Driving for three hours through four checkpoints, past military outposts, troops carrying automatic weapons and army tanks parked at strategic locations, we finally arrived at our destination.
Leaving late the evening before allowed us to reach our location under the darkness of the night sky, which was preferable. Quietly and quickly, our counterparts on the ground helped us unload our duffels filled with medications for the clinics. Within minutes we were in the safe house, and the Land Rover was parked far away.
The blackout curtains kept onlookers from seeing inside, but there were no lights anyway. It would be dawn in three hours, and we might be able to grab a bit of shuteye before then—if we were lucky.
Potential rewards offset the risks of what we were doing. The enemy didn’t want us in their country, but tolerated our presence because we were there to help, and we’d proven that by our actions over and over.

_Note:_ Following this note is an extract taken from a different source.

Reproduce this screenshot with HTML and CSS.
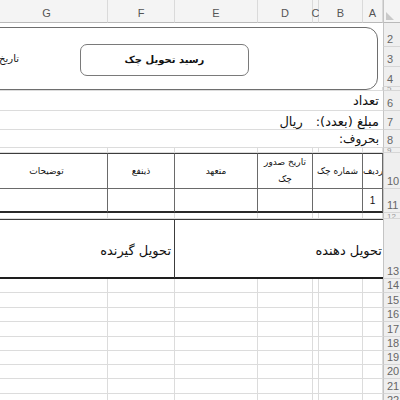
FILE: index.html
```html
<!DOCTYPE html>
<html lang="fa">
<head>
  <meta charset="UTF-8">
  <title>رسید تحویل چک</title>
  <link rel="stylesheet" href="styles.css">
</head>
<body>
<div class="sheet">

  <div class="row head">
    <div class="col">G</div><div class="col">F</div><div class="col">E</div><div class="col">D</div>
    <div class="col">C</div><div class="col">B</div><div class="col">A</div>
    <div class="corner"><svg width="8" height="8" viewBox="0 0 8 8"><polygon points="0,0 0,8 8,8" fill="#c9c9c9"/></svg></div>
  </div>

  <div class="row r2"><div class="blank"></div><div class="rh">2</div></div>
  <div class="row r3"><div class="blank"></div><div class="rh">3</div></div>
  <div class="row r4"><div class="blank"></div><div class="rh">4</div></div>
  <div class="row r5">
    <div class="c"></div><div class="c"></div><div class="c"></div><div class="c"></div><div class="c"></div><div class="c"></div><div class="c"></div>
    <div class="rh tiny">5</div>
  </div>

  <div class="row r6"><div class="note big">تعداد</div><div class="rh">6</div></div>
  <div class="row r7"><div class="note big"><span>مبلغ (بعدد):</span><span class="unit">ریال</span></div><div class="rh">7</div></div>
  <div class="row r8"><div class="note">بحروف:</div><div class="rh">8</div></div>
  <div class="row r9">
    <div class="c"></div><div class="c"></div><div class="c"></div><div class="c"></div><div class="c"></div><div class="c"></div><div class="c"></div>
    <div class="rh tiny">9</div>
  </div>

  <!-- check table -->
  <div class="row r10">
    <div class="t">توضیحات</div>
    <div class="t">ذینفع</div>
    <div class="t">متعهد</div>
    <div class="t wrap">تاریخ صدور<br>چک</div>
    <div class="t span2">شماره چک</div>
    <div class="t tight">ردیف</div>
    <div class="rh">10</div>
  </div>
  <div class="row r11">
    <div class="t"></div><div class="t"></div><div class="t"></div><div class="t"></div>
    <div class="t span2"></div>
    <div class="t num">1</div>
    <div class="rh">11</div>
  </div>
  <div class="row r12">
    <div class="c"></div><div class="c"></div><div class="c"></div><div class="c"></div><div class="c"></div><div class="c"></div><div class="c"></div>
    <div class="rh tiny">12</div>
  </div>

  <!-- signatures -->
  <div class="row r13">
    <div class="sig left">تحویل گیرنده</div>
    <div class="sig right">تحویل دهنده</div>
    <div class="rh">13</div>
  </div>

  <div class="row r14"><div class="c"></div><div class="c"></div><div class="c"></div><div class="c"></div><div class="c"></div><div class="c"></div><div class="c"></div><div class="rh">14</div></div>
  <div class="row r15"><div class="c"></div><div class="c"></div><div class="c"></div><div class="c"></div><div class="c"></div><div class="c"></div><div class="c"></div><div class="rh">15</div></div>
  <div class="row r14"><div class="c"></div><div class="c"></div><div class="c"></div><div class="c"></div><div class="c"></div><div class="c"></div><div class="c"></div><div class="rh">16</div></div>
  <div class="row r15"><div class="c"></div><div class="c"></div><div class="c"></div><div class="c"></div><div class="c"></div><div class="c"></div><div class="c"></div><div class="rh">17</div></div>
  <div class="row r14"><div class="c"></div><div class="c"></div><div class="c"></div><div class="c"></div><div class="c"></div><div class="c"></div><div class="c"></div><div class="rh">18</div></div>
  <div class="row r14"><div class="c"></div><div class="c"></div><div class="c"></div><div class="c"></div><div class="c"></div><div class="c"></div><div class="c"></div><div class="rh">19</div></div>
  <div class="row r14"><div class="c"></div><div class="c"></div><div class="c"></div><div class="c"></div><div class="c"></div><div class="c"></div><div class="c"></div><div class="rh">20</div></div>
  <div class="row r15"><div class="c"></div><div class="c"></div><div class="c"></div><div class="c"></div><div class="c"></div><div class="c"></div><div class="c"></div><div class="rh">21</div></div>
  <div class="row r14"><div class="c"></div><div class="c"></div><div class="c"></div><div class="c"></div><div class="c"></div><div class="c"></div><div class="c"></div><div class="rh">22</div></div>

  <!-- header shape drawn over rows 2-4 -->
  <div class="frame">
    <div class="title-box">رسید تحویل چک</div>
    <div class="date">تاریخ</div>
  </div>

</div>
</body>
</html>
```

FILE: styles.css
```css
html, body { margin: 0; padding: 0; background: #fff; overflow: hidden; }
* { box-sizing: border-box; }

.sheet { position: relative; width: 417px; margin-left: -14px; font-family: "DejaVu Sans", sans-serif; color: #111; }
.row { display: grid; grid-template-columns: 122px 67px 83px 55px 6px 44px 20px 20px; }

/* column + row headers */
.head { height: 23px; }
.col { background: #f4f4f4; border-right: 1px solid #dadada; border-bottom: 1px solid #b9b9b9; color: #555; font: 11px "Liberation Sans", sans-serif; display: flex; align-items: center; justify-content: center; padding-top: 3px; }
.corner { background: #f4f4f4; border-bottom: 1px solid #b9b9b9; border-left: 1px solid #c4c4c4; padding: 12px 0 0 2px; line-height: 0; }
.rh { background: #efefef; border-left: 1px solid #c4c4c4; border-bottom: 1px solid #d6d6d6; color: #666; font: 11px "Liberation Sans", sans-serif; line-height: 11px; display: flex; align-items: flex-end; justify-content: flex-start; padding: 0 0 1px 3px; overflow: hidden; }
.rh.tiny { padding: 0 0 0 3px; line-height: 3px; font-size: 8px; color: #999; }

/* row heights */
.r2 { height: 24px; }
.r3, .r4, .r6 { height: 20px; }
.r5 { height: 4px; }
.r7 { height: 19px; }
.r8 { height: 18px; }
.r9 { height: 5px; }
.r10 { height: 36px; }
.r11 { height: 24px; }
.r12 { height: 6px; }
.r13 { height: 60px; }
.r14 { height: 14px; }
.r15 { height: 15px; }

/* plain grid cells */
.c { border-right: 1px solid #dcdcdc; border-bottom: 1px solid #dcdcdc; }
.blank { grid-column: span 7; }

/* amount lines */
.note { grid-column: span 7; border-bottom: 1px solid #dcdcdc; direction: rtl; display: flex; align-items: center; gap: 13px; padding-right: 4px; font-size: 12px; }
.note.big { font-size: 13px; }
.r7 .note { padding-top: 2px; }

/* check table */
.t { border-right: 1px solid #6a6a6a; border-bottom: 1px solid #6a6a6a; direction: rtl; display: flex; align-items: center; justify-content: center; text-align: center; font-size: 9px; white-space: nowrap; overflow: hidden; }
.r10 .t { border-top: 1px solid #3c3c3c; }
.r11 .t { border-bottom: 2px solid #2a2a2a; }
.t.span2 { grid-column: span 2; }
.t.wrap { line-height: 17px; }
.t.tight { justify-content: flex-end; padding: 0; }
.t.num { font: 10px "Liberation Sans", sans-serif; }

/* signature row */
.sig { border-top: 1px solid #3c3c3c; border-bottom: 2px solid #1e1e1e; direction: rtl; display: flex; align-items: center; font-size: 13px; white-space: nowrap; padding-top: 3px; }
.sig.left { grid-column: span 2; border-right: 1px solid #3c3c3c; padding-right: 3px; }
.sig.right { grid-column: span 5; padding-right: 1px; }

/* rounded shape over the title area */
.frame { position: absolute; top: 27px; left: -46px; right: 25px; height: 63px; background: #fff; border: 1px solid #6e6e6e; border-radius: 12px; direction: rtl; display: flex; align-items: center; padding-right: 128px; }
.title-box { width: 169px; height: 32px; margin-top: 2px; border: 1px solid #7a7a7a; border-radius: 7px; display: flex; align-items: center; justify-content: center; font-size: 10px; font-weight: bold; }
.date { margin-right: 61px; font-size: 10px; }
```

Several hours later, we piled into a transport vehicle and made our way to location zero—our first outpost clinic where we would see as many of the poor and needy as we could before nightfall. Duffle after duffle filled with medications were unloaded to the small, cinderblock hut, covered with discarded corrugated steel sheets that someone had found in a trash pile. The floor was dirt.
Parents brought their children that we might possibly offer some ray of hope—some form of help where they otherwise had none.
Our heartstrings were torn again and again as we tried our best to make a difference, but the line of hurting refugees never ended. They saw our discouragement in not being able to continue into the night. But instead of being angry with us, instead of begging us to see just a few more, they pooled their scant resources and prepared us some food.
The trip back to the bungalow, driving with no headlights in the dark on a dirt road through the African bush, I knew we’d done some good, but there was so much more that must be done. We would go back. Over and over, we would go back. We had to. We just couldn’t stop.